Post Land With Purple Paint

Hunters and nature viewers should be aware that purple markings on trees and fence posts is one of the ways landowners identify private property where trespassing is prohibited.

Missouri's purple paint statute was designed as a simple way for landowners to protect their property rights. The law recognizes purple paint on trees and fence posts as a means of marking private property against trespass.

Landowners using paint to mark their property must place paint between three and five feet off the ground on trees and fence posts no more than 100 feet apart. The paint stains must be vertical lines at least eight inches long.

Applications Open July 1 for Managed Deer Hunts

Hunters can apply for one of Missouri's managed deer hunts starting July 1.

Applications can be filed by calling (800) 829-2956 between 4 a.m. and midnight seven days a week, or by visiting the Conservation Department's web page, <www.mdc.mo.gov>.

The 2002 Fall Deer and Turkey Hunting Information booklet, available by July 1 wherever hunting permits are sold, contains application instructions and a complete list of managed deer hunts. You must use a touch-tone telephone to apply by phone.

Successful applicants will be notified by Sept. 10 of whether they have been drawn for a hunt. After that date, applicants can check the status of their applications on the Interactive Voice Response (IVR) system or the Conservation Department Web page, using their conservation identification number.

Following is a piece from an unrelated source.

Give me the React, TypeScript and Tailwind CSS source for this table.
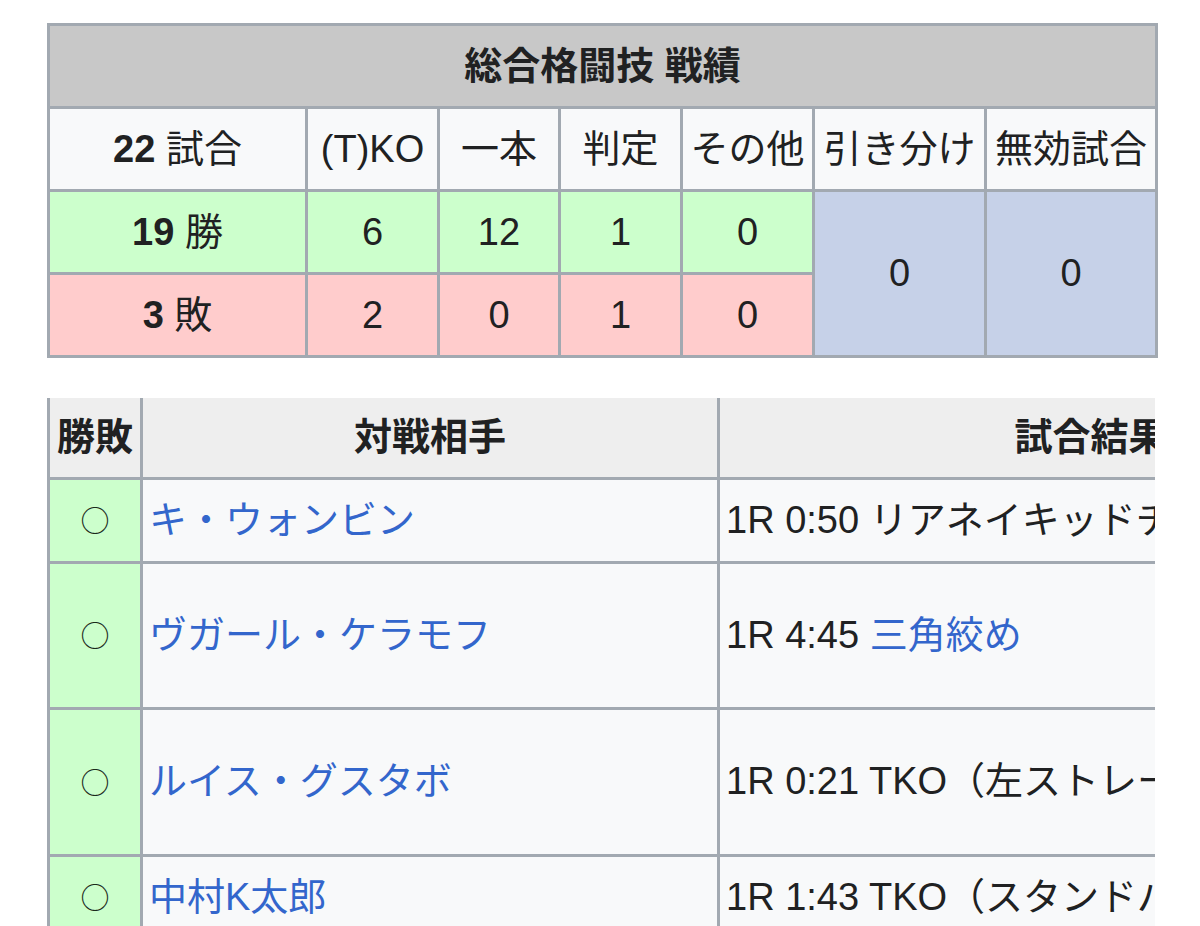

Only Resident Managed Deer Hunt Permits and Nonresident Managed Deer Hunt Permits are valid for managed hunts. The number of deer that may be taken with a single permit depends on the hunt for which it is issued. In some hunts, up to three deer may be taken.

Applications received before July 1 will not be accepted. You can't apply for a youth-only, managed deer hunt via the Internet or the IVR system. See the Fall Deer and Turkey Hunting Information booklet for application procedures. If the booklet is not yet available in your area, you can find the information online.